Posted Feb 7, 2013 22:39 UTC (Thu) by renox (subscriber, #23785) [Link]

>> I have no doubt that internet voting could be made to work.
> Technologically, sure.

Who cares about the technology?
Internet voting allow effective purchase of votes and removes privacy (one family member could check what the other one is doing).

Security quotes of the week

Posted Feb 7, 2013 23:02 UTC (Thu) by apoelstra (subscriber, #75205) [Link]

> Internet voting allow effective purchase of votes and removes privacy (one family member could check what the other one is doing).

Well, you could still use (or even require) public kiosks, and keep using paper ballots in case a human recount is demanded. You'd still get improved count efficiency and consistent audit trails.

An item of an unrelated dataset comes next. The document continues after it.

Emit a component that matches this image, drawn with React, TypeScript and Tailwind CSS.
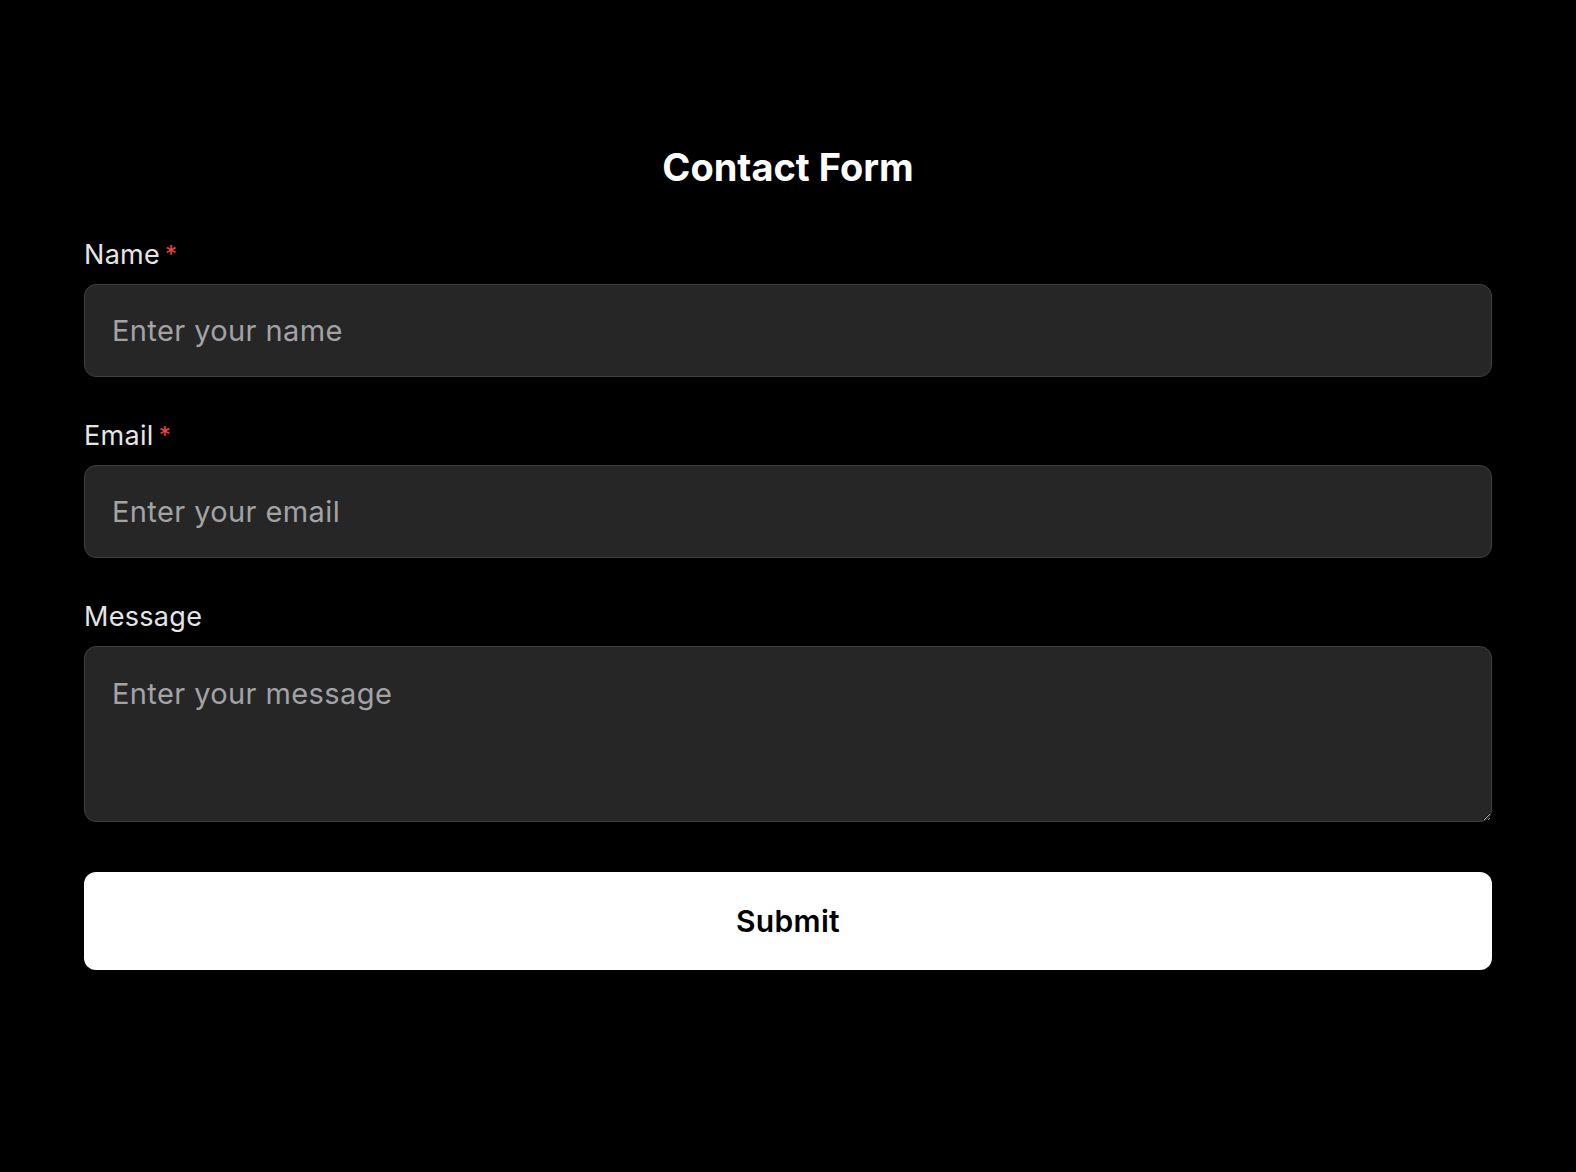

Alternately, you could allow multiple votes and only count the most recent one, which is easy to do if everybody has a unique encryption key.

This would handle problems of physical coercion. I don't see how buying votes would become any easier or harder.

Security quotes of the week

Posted Feb 7, 2013 23:28 UTC (Thu) by renox (subscriber, #23785) [Link]

>> Internet voting allow effective purchase of votes and removes privacy (one family member could check what the other one is doing).
> Well, you could still use (or even require) public kiosks

Then this is not anymore Internet voting, Internet voting is voting with your own PC..

Security quotes of the week

Posted Feb 14, 2013 4:27 UTC (Thu) by davidescott (guest, #58580) [Link]

> Alternately, you could allow multiple votes and only count the most recent one, which is easy to do if everybody has a unique encryption key.

"most recent" what does that mean? You've just moved a problem in security into one of atomicity and global timekeeping. I think Einstein would have some thoughts on how plausible this approach would be.

Security quotes of the week

Posted Feb 14, 2013 5:48 UTC (Thu) by apoelstra (subscriber, #75205) [Link]

>"most recent" what does that mean?

Time ordering would be determined by hash chains, probably. So you could see "vote X overrides vote Y" and there would be no way to interpret this as "vote Y overrides vote X".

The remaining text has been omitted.